Research using recent optimization metaheuristics is presented in Refs. [34,35,36]. In Ref. [34], the Grasshopper algorithm is employed to size an autonomous microgrid, optimizing the probability of deficient supply and energy cost. In addition, a rule-based management scheme is proposed to coordinate the energy flow between the components of the microgrid. In Ref. [35], a techno-economic study of an isolated hybrid system using various optimization algorithms such as the Flower Pollination Algorithm (FPA), Harmony Search (HS), Artificial Bee Colony (ABC), and Firefly Algorithm (FA) is conducted to determine the capacity of the generators. The optimization is performed based on minimizing the Net Present Cost for a specified probability of loss of energy supply and percentage of surplus energy. In Ref. [36], a framework for planning a microgrid in a residential subdivision in Aotearoa, New Zealand is presented. The framework integrates an investment optimization model based on the Equilibrium Optimizer (EO) algorithm and a multi-day power dispatch strategy based on linear programming.
In cases of microgrid planning where alternatives are not predefined, and decisions require a multi-criteria analysis at the strategic and tactical level, the adoption of a multi-objective optimization strategy is presented as a solution. This strategy allows for the exploration of various scenarios to discover the most suitable generation asset configurations for the design and operation of the microgrid, optimizing a set of relevant criteria according to the needs and preferences of the stakeholders while meeting several essential constraints.
Heuristic optimization methods present a flexible and versatile option for tackling optimization problems, especially those involving multiple objectives [14]. Unlike conventional optimization methods, such as linear or quadratic programming, heuristic methods are designed to concurrently explore different regions of complex search spaces, such as nonlinear, discontinuous, and multimodal, and find alternative solutions in a reasonable time.
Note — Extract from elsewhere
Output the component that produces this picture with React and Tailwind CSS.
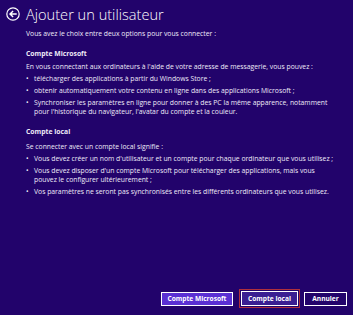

These methods are characterized by maintaining a set of candidate solutions that evolves selecting the “best” solutions during the search according to a fitness value related to the objectives of the problem. These solutions, known as non-dominated or Pareto optimal solutions, reflect a balance between all objectives and provide an informative representation of the objective space to the decision maker.
The characteristics of the planning problem require the research and development of new strategies that can be adapted to the complexity of various cases of microgrid implementation. This research work proposes a planning framework based on a two-stage hierarchical strategy to jointly address the sizing and operational management of energy supply resources in microgrids. This comprehensive approach focuses on strategic planning, exploring possible microgrid configuration alternatives using a multi-objective optimization model that considers knowledge of the operation over the system’s lifetime. This strategy has a hierarchical bidirectional interaction between the decision-makers of both stages: the microgrid planner and an energy management system—EMS. The planner seeks to optimize a set of multi-dimensional criteria, considering the decisions of the EMS in relation to the operating points of the microgrid generation assets.
This research aims to provide a systematic framework to support decision-making by planners and stakeholders in the development of electrical microgrids, considering current energy needs and a sustainability perspective. In this regard, the distinctive contributions of the research are highlighted below:
  • Compared to existing studies on microgrid planning, where the determination of resource capacity is based only on demand requirements and on partial and specific analyses of the system, from a technical, economic, or technical-economic point of view, without revealing the influence of other dimensions of impact, this study presents a comprehensive and multi-dimensional approach to the analysis of microgrid solution alternatives, considering technical, economic, environmental, and social aspects.
  • The proposed two-stage strategy addresses the strategic planning of microgrids by analyzing and evaluating various solution alternatives under different operating conditions. In each scenario, possible hybrid configurations are modeled, optimized, and compared to make informed decisions on each identified action, considering the expected costs/benefits and resources involved.
  • The research approach and results presented align with the initiatives of the National Energy Plan [5] and the United Nations Sustainable Development Goal 7 [4]. Therefore, they can be considered as a preliminary reference point for stakeholders, the energy industry, and policymakers when:
    Determining the “best” local context hybrid electrification option among a set of feasible alternatives to achieve a modern and sustainable energy service.
    Creating a priority investment plan to promote the adoption of renewable energies in Colombia through systems such as micro-grids. This planning framework can be adapted and applied in other regions with different generation conditions and energy needs, especially in developing countries with low access to electricity.
The remaining sections of the article are organized as follows: Section 2 provides a detailed description of the proposed planning framework, including the mathematical models of the generation assets, the two-stage planning strategy, the multi-objective optimization model, the operational management strategy, and the dimensions of analysis and performance criteria. Section 3 presents the results and discussion of applying the planning framework in a case study in Vaupés, Colombia. Finally, Section 4 outlines the conclusions and describes the prospects for future work.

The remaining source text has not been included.